Ramos explained that there were five areas where Pemex is focusing its efforts -- Sabinas-Burro Picachos, Chihuahua, Burgos, Tampico-Misantla and Veracruz. Between 2011 and 2014, Pemex will drill at least 20 wells to evaluate these areas, depending on the capex and what funds the government will allocate to Pemex.
Mexico’s current gas resources are around 61 Tcf. Even at the lower end of the Pemex reserve estimate, the shale gas potential would more than double the current reserve estimates in the country, he continued.
In the Burgos area, Pemex estimates there are 43,000 square kilometers (sq km) of shale formations at depths from 2,500 to 4,000 m (8,250 to 13,200 ft). The Eagle Ford and Agua Nueva shales are estimated to contain 27-87 Tcf.
“We have a program to drill six wells in the next two years to reduce the uncertainty,” he stated.
The Sabinas-Burro Picachos area covers 43,500 sq km with shale formations at depths of 1,000 to 5,000 m (3,300 to 16,500 ft). Resources are estimated at 55- to 162 Tcf by Pemex. “We plan to drill six wells to evaluate the potential in the next year,” he added.
The Tampico-Misantla region includes 37,000 sq km with shale at depths ranging from 1,000 to 5,000 m (3,300 to 16,500 ft). The shale contains dry gas and light oil with reserves likely to be between 20- and 60 Tcf.
In Chihuahua, there are 33,000 sq km of shale formations at depths from 3,000 to 5,000 m (9,900 to 16,500 ft). The shale gas is dry.
“We want to identify exploration locations in the plays. The La Casita, Eagle Ford, Pimlenta, Agua Nueva and Maltrata plays are where shale gas has been identified,” Ramos said.
Estrada pointed out that gas demand is expected to grow by 2.4% per year from 2010 to 2025, according to the Mexican Dept. of Energy. By 2025, demand will be 5.0 Bcf/d higher that it is today.
“Mexico has not promoted gas development,” he explained. “New infrastructure in transportation, storage and distribution is needed. We have limited transportation capacity in the country, and much of that is at full capacity.”
The government is putting more pressure on Pemex for strategies that are focused on gas. He noted there is more emphasis on exploration in the deepwater Gulf of Mexico (water depths greater than 500 m [1,650 ft]). Sixteen wells have been drilled so far. Mostly gas has been discovered.
One field – Lakach – is being developed. The unit cost for developing this field is around $3.20 per thousand cubic feet (Mcf). The Piklis-1, with recoverable reserves of around 600 Bcf, will also likely be developed.
“If natural gas prices remain below $5/Mcf, it will be very challenging to make deepwater developments economically viable,” Estrada explained.
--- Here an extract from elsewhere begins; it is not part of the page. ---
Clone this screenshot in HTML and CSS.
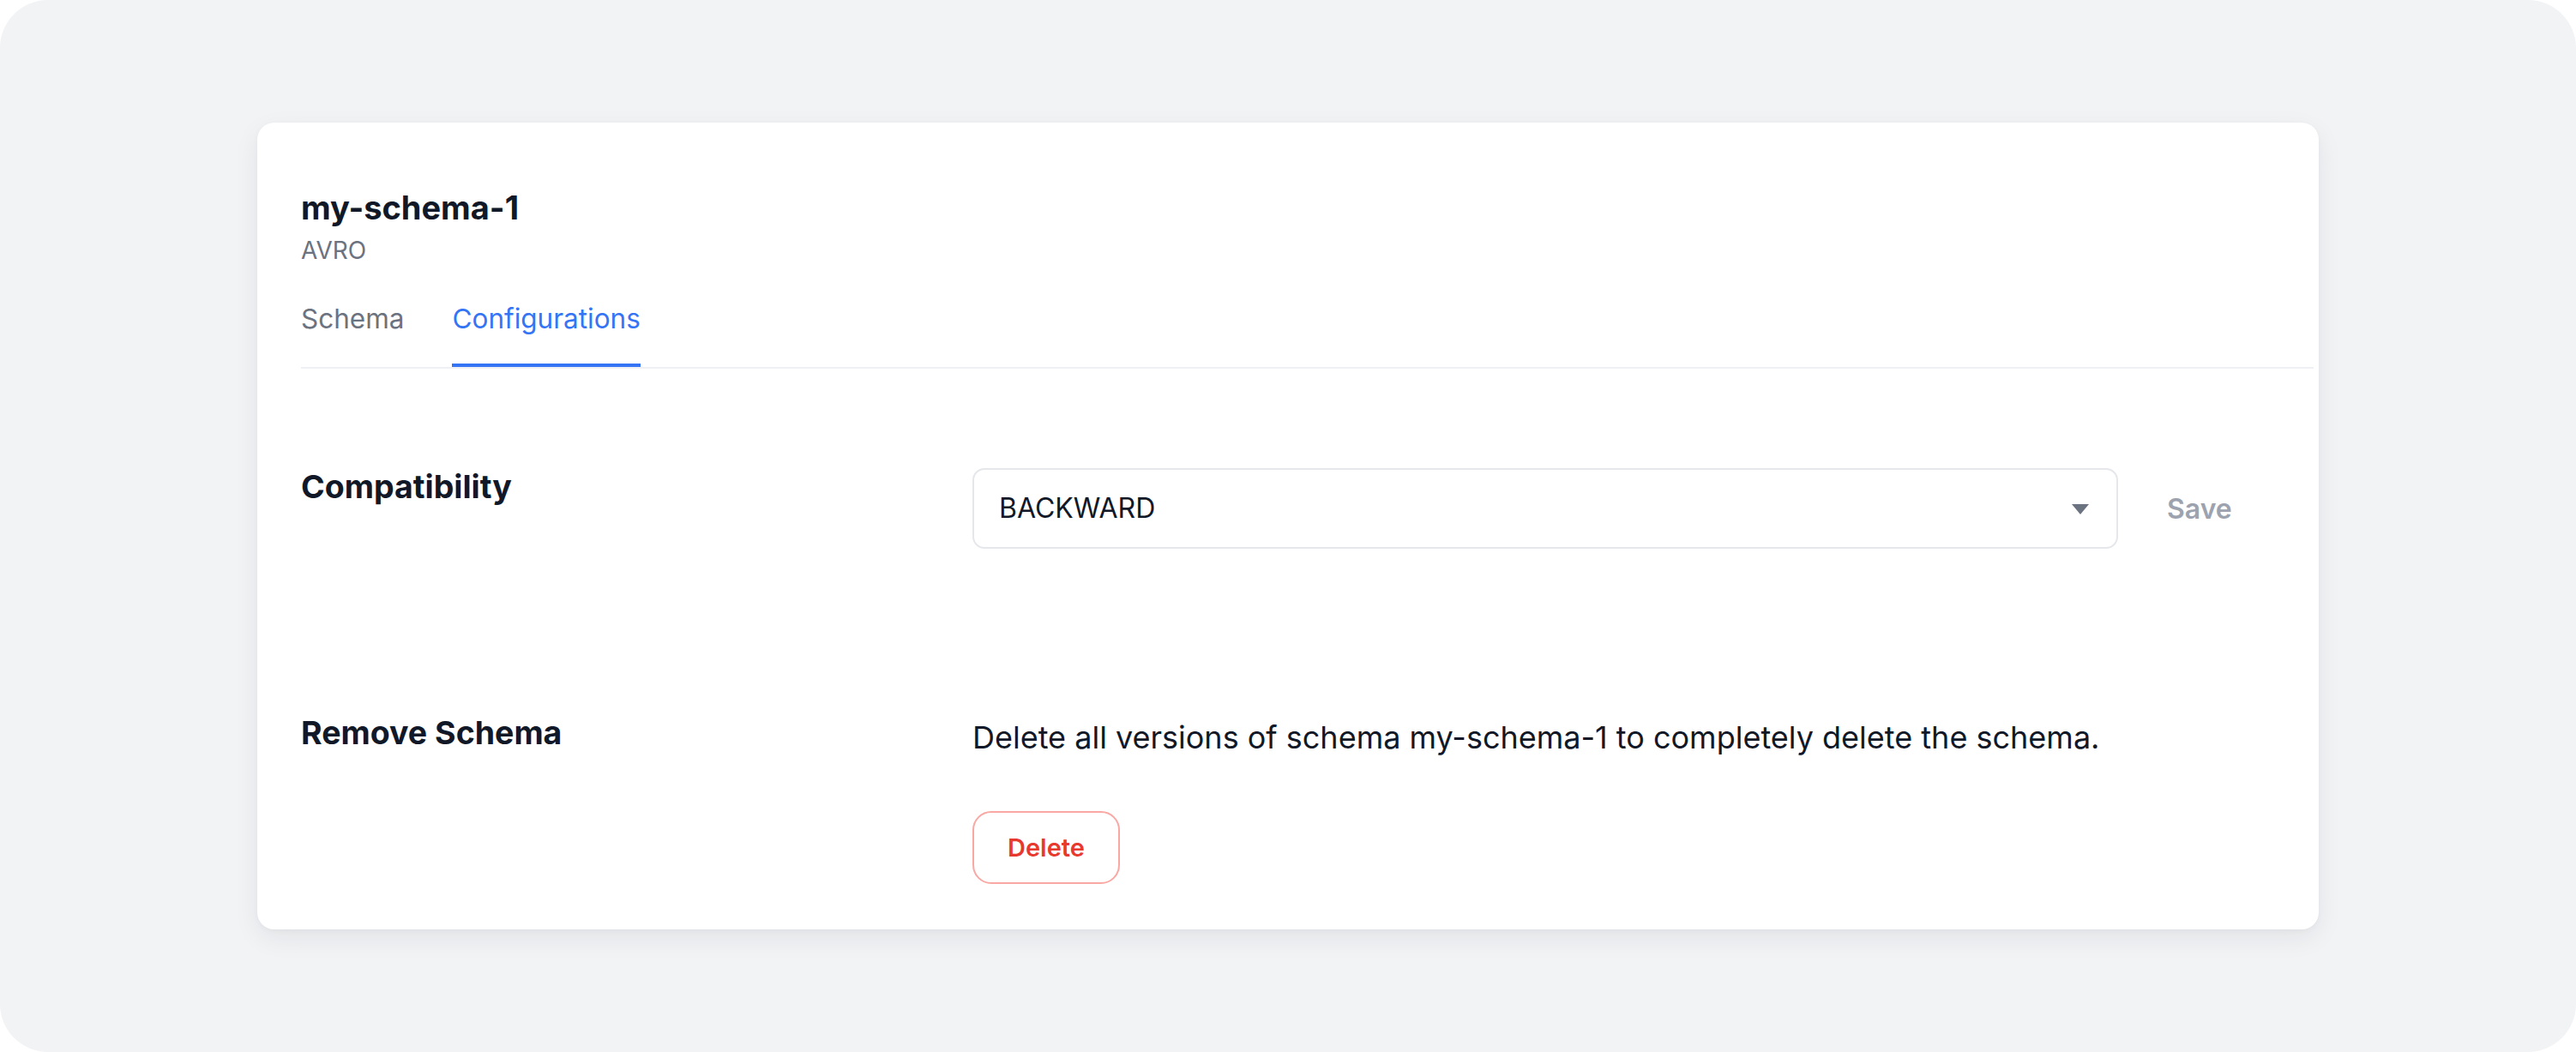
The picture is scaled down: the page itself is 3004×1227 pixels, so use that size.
FILE: index.html
```html
<!DOCTYPE html>
<html lang="en">
<head>
<meta charset="utf-8">
<title>my-schema-1 — Configurations</title>
<link rel="stylesheet" href="styles.css">
</head>
<body>
<div class="frame">
  <main class="card">
    <header class="header">
      <h1 class="title">my-schema-1</h1>
      <div class="subtitle">AVRO</div>
    </header>
    <nav class="tabs">
      <a class="tab">Schema</a>
      <a class="tab tab-active">Configurations</a>
    </nav>
    <section class="row row-compat">
      <h2 class="label">Compatibility</h2>
      <div class="control">
        <div class="select">
          <span class="select-value">BACKWARD</span>
          <svg class="caret" width="20" height="12" viewBox="0 0 20 12"><path d="M0 0 H20 L10 12 Z" fill="#6b7280"/></svg>
        </div>
        <button class="btn-save">Save</button>
      </div>
    </section>
    <section class="row row-remove">
      <h2 class="label">Remove Schema</h2>
      <div class="remove-body">
        <p class="desc">Delete all versions of schema my-schema-1 to completely delete the schema.</p>
        <button class="btn-delete">Delete</button>
      </div>
    </section>
  </main>
</div>
</body>
</html>
```

FILE: styles.css
```css
* { box-sizing: border-box; }
html, body { margin: 0; padding: 0; background: #ffffff; }
body { font-family: Inter, "Noto Sans", "Liberation Sans", sans-serif; color: #111827; }

.frame {
  height: 1227px;
  background: #f2f3f5;
  border-radius: 56px;
  padding: 143px 300px;
}

.card {
  background: #ffffff;
  border-radius: 20px;
  box-shadow: 0 10px 30px rgba(17, 24, 39, 0.07), 0 2px 6px rgba(17, 24, 39, 0.03);
  padding: 71px 6px 53px 51px;
  height: 941px;
}

.header { padding-right: 44px; }
.title {
  margin: 0;
  font-size: 38px;
  line-height: 56px;
  font-weight: 700;
  color: #111827;
}
.subtitle {
  margin-top: 2px;
  font-size: 28px;
  line-height: 40px;
  color: #6b7280;
}

.tabs {
  margin-top: 36px;
  display: flex;
  gap: 56px;
  border-bottom: 2px solid #eef0f3;
}
.tab {
  font-size: 31.5px;
  line-height: 48px;
  padding-bottom: 28px;
  border-bottom: 4px solid transparent;
  color: #6b7280;
}
.tab-active {
  color: #3574f5;
  border-bottom-color: #3574f5;
}

.row {
  display: grid;
  grid-template-columns: 783px 1fr;
  align-items: start;
  padding-right: 44px;
}
.row-compat { margin-top: 110px; }
.row-remove { margin-top: 187px; }

.label {
  margin: 0;
  font-size: 37.5px;
  line-height: 56px;
  font-weight: 700;
  color: #111827;
}

.control {
  display: flex;
  align-items: center;
  margin-top: 6px;
}
.select {
  width: 1336px;
  height: 94px;
  border: 2px solid #e5e7eb;
  border-radius: 14px;
  display: flex;
  align-items: center;
  justify-content: space-between;
  padding: 0 32px 0 29px;
}
.select-value {
  font-size: 32px;
  line-height: 48px;
  color: #111827;
}
.caret { display: block; margin-top: 2px; }

.btn-save {
  margin-left: 9px;
  padding: 0 48px;
  height: 80px;
  border: none;
  background: transparent;
  font-family: inherit;
  font-size: 32px;
  font-weight: 600;
  color: #9ca3af;
}

.remove-body { padding-top: 6px; }
.desc {
  margin: 0;
  font-size: 36px;
  line-height: 54px;
  color: #111827;
}
.btn-delete {
  margin-top: 59px;
  height: 85px;
  padding: 0 39px;
  border: 2px solid #f9a8a4;
  border-radius: 22px;
  background: #ffffff;
  font-family: inherit;
  font-size: 29px;
  font-weight: 600;
  color: #e8392f;
}
```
Shale gas estimates in U.S. fields range from $2 to $6/Mcf for development, he continued. “We have to study more gas markets before we can say what gas prices should be. Many gas projects have marginal economics and that’s a reality. A tax regime for low prices will be needed.”
There are risks to shale gas projects, he noted. Groundwater will be a problem since it takes 7.0- to 15 million liters of water to drill and frac each well. Other risks include noise, damage to roads, and traffic congestion and flow.
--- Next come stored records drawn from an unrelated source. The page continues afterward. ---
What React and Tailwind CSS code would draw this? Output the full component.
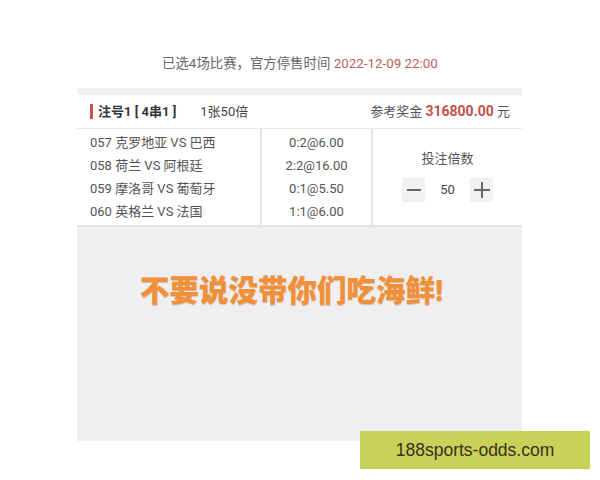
import React from "react";

export default function App() {
  const matches = [
    { name: "057 克罗地亚 VS 巴西", pick: "0:2@6.00" },
    { name: "058 荷兰 VS 阿根廷", pick: "2:2@16.00" },
    { name: "059 摩洛哥 VS 葡萄牙", pick: "0:1@5.50" },
    { name: "060 英格兰 VS 法国", pick: "1:1@6.00" },
  ];

  return (
    <div
      className="relative w-[600px] h-[480px] bg-white overflow-hidden"
      style={{ fontFamily: 'Roboto, "Noto Sans CJK SC", sans-serif' }}
    >
      {/* Header line */}
      <div className="pt-[54px] h-[88px] text-center text-[13.4px] leading-[20px] text-[#666]">
        已选4场比赛，官方停售时间 <span className="text-[#c0605c]">2022-12-09 22:00</span>
      </div>

      <div className="ml-[77px] w-[445px]">
        <div className="h-[7px] bg-[#f0f0f2]" />

        {/* Bet summary */}
        <div className="h-[34px] flex items-center border-b border-[#e6e6e6] text-[13px] text-[#444]">
          <div className="ml-[13px] w-[3px] h-[15px] bg-[#c9524e]" />
          <div className="ml-[5px] font-bold text-[#333]">注号1 [ 4串1 ]</div>
          <div className="ml-[24px]">1张50倍</div>
          <div className="ml-auto mr-[12px] text-[#555]">
            参考奖金 <span className="font-bold text-[14px] text-[#c0504d]">316800.00</span> 元
          </div>
        </div>

        {/* Matches */}
        <div className="grid grid-cols-[185px_111px_149px] border-b-2 border-[#e4e4e4] text-[13px] text-[#555]">
          <div className="py-[2px] border-r-2 border-[#e4e4e4]">
            {matches.map((m) => (
              <div key={m.name} className="h-[23px] leading-[23px] pl-[13px]">
                {m.name}
              </div>
            ))}
          </div>
          <div className="py-[2px] border-r-2 border-[#e4e4e4]">
            {matches.map((m) => (
              <div key={m.pick} className="h-[23px] leading-[23px] text-center">
                {m.pick}
              </div>
            ))}
          </div>
          <div className="flex flex-col items-center pt-[20px]">
            <div className="text-[#555]">投注倍数</div>
            <div className="mt-[9px] flex items-center">
              <div className="w-[23px] h-[24px] bg-[#f1f1f1] flex items-center justify-center">
                <div className="w-[14px] h-[2px] bg-[#666]" />
              </div>
              <div className="w-[45px] text-center text-[#444]">50</div>
              <div className="w-[23px] h-[24px] bg-[#f1f1f1] flex items-center justify-center relative">
                <div className="w-[16px] h-[2px] bg-[#666]" />
                <div className="absolute w-[2px] h-[16px] bg-[#666]" />
              </div>
            </div>
          </div>
        </div>

        {/* Empty area */}
        <div className="h-[214px] bg-[#efeff2] flex justify-center pt-[47px]">
          <div
            className="mr-[16px] text-[29.5px] leading-[34px] font-black text-[#f0913a]"
            style={{ textShadow: "0 1px 1px rgba(180,90,20,0.35)" }}
          >
            不要说没带你们吃海鲜!
          </div>
        </div>
      </div>

      {/* Watermark */}
      <div
        className="absolute left-[360px] top-[431px] w-[230px] h-[38px] bg-[#c8d158] flex items-center justify-center text-[17.5px] text-[#3b2f1f]"
        style={{ fontFamily: '"Liberation Sans", sans-serif' }}
      >
        188sports-odds.com
      </div>
    </div>
  );
}
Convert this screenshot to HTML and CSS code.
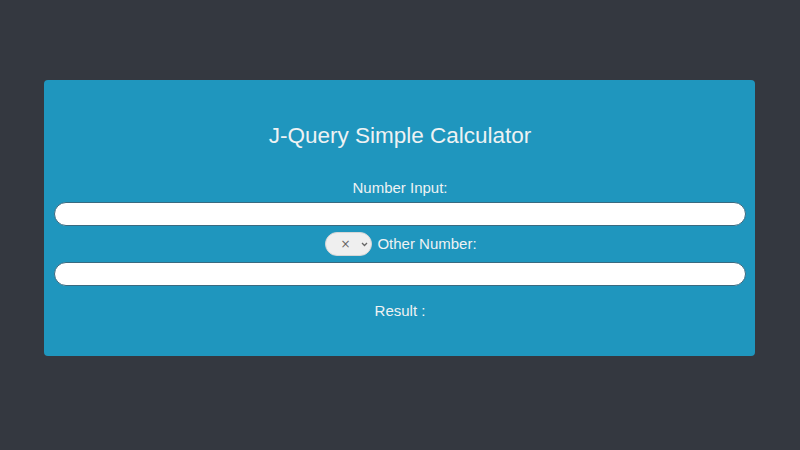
FILE: index.html
```html
<!DOCTYPE html>
<html>
<head>
<meta charset="utf-8">
<link rel="stylesheet" href="styles.css">
</head>
<body>
<div class="panel">
  <h1 class="title">J-Query Simple Calculator</h1>
  <label class="label" for="num1">Number Input:</label>
  <input class="field" id="num1" type="text">
  <div class="row">
    <span class="op-wrap">
      <select class="op">
        <option>×</option>
        <option>+</option>
        <option>-</option>
        <option>÷</option>
      </select>
      <svg class="chev" width="7" height="5" viewBox="0 0 7 5"><path d="M1 1 L3.5 3.5 L6 1" fill="none" stroke="#666" stroke-width="1.3"/></svg>
    </span>
    <span class="row-label">Other Number:</span>
  </div>
  <input class="field" id="num2" type="text">
  <div class="result">Result :</div>
</div>
</body>
</html>
```
FILE: styles.css
```css
html, body {
  margin: 0;
  padding: 0;
  background: #343840;
  font-family: "Liberation Sans", Arial, sans-serif;
}
body {
  padding-top: 80px;
}
.panel {
  margin: 0 45px 0 44px;
  padding: 43px 9px 36px 10px;
  background: #1f96be;
  border-radius: 4px;
  text-align: center;
  color: #eef2f3;
  display: flex;
  flex-direction: column;
  align-items: stretch;
}
.title {
  margin: 0;
  font-size: 22.5px;
  font-weight: normal;
  line-height: 26px;
}
.label {
  display: block;
  margin-top: 30px;
  font-size: 15px;
  line-height: 18px;
}
.field {
  box-sizing: border-box;
  margin: 5px 0 0;
  width: 100%;
  height: 24px;
  border: 1px solid #3a6a80;
  border-radius: 12px;
  background: #fff;
  outline: none;
}
#num2 {
  margin-top: 6px;
}
.row {
  margin-top: 6px;
  display: flex;
  justify-content: center;
  align-items: center;
  gap: 5px;
  height: 24px;
}
.op-wrap {
  position: relative;
  display: inline-block;
  height: 24px;
  margin-left: 2px;
}
.op {
  -webkit-appearance: none;
  appearance: none;
  box-sizing: border-box;
  width: 47px;
  height: 24px;
  border: 1px solid #d6d6d6;
  border-radius: 12px;
  background: #efefef;
  color: #666;
  font-family: "DejaVu Sans", sans-serif;
  font-size: 12px;
  padding: 0 0 0 14px;
  margin: 0;
  outline: none;
}
.chev {
  position: absolute;
  right: 4px;
  top: 10px;
  pointer-events: none;
}
.row-label {
  font-size: 15px;
  line-height: 18px;
}
.result {
  margin-top: 16px;
  font-size: 15px;
  line-height: 18px;
}
```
Regarding regulatory issues, “all regulations that apply to oil and gas production will apply to shale gas. Additional regulations are needed for administration, design, location, spacing, operations and abandonment,” he said.
For coal-bed methane, Borda explained that regulations for extraction have not been issued. “Regulations have been sent to COFEMER and still nothing has come out. These cover the environment, safety and technical issues.”
Amendments were sent to regulators this year to make it easier to get permits. “No one has applied for applications for permits while the legal framework is being formed.”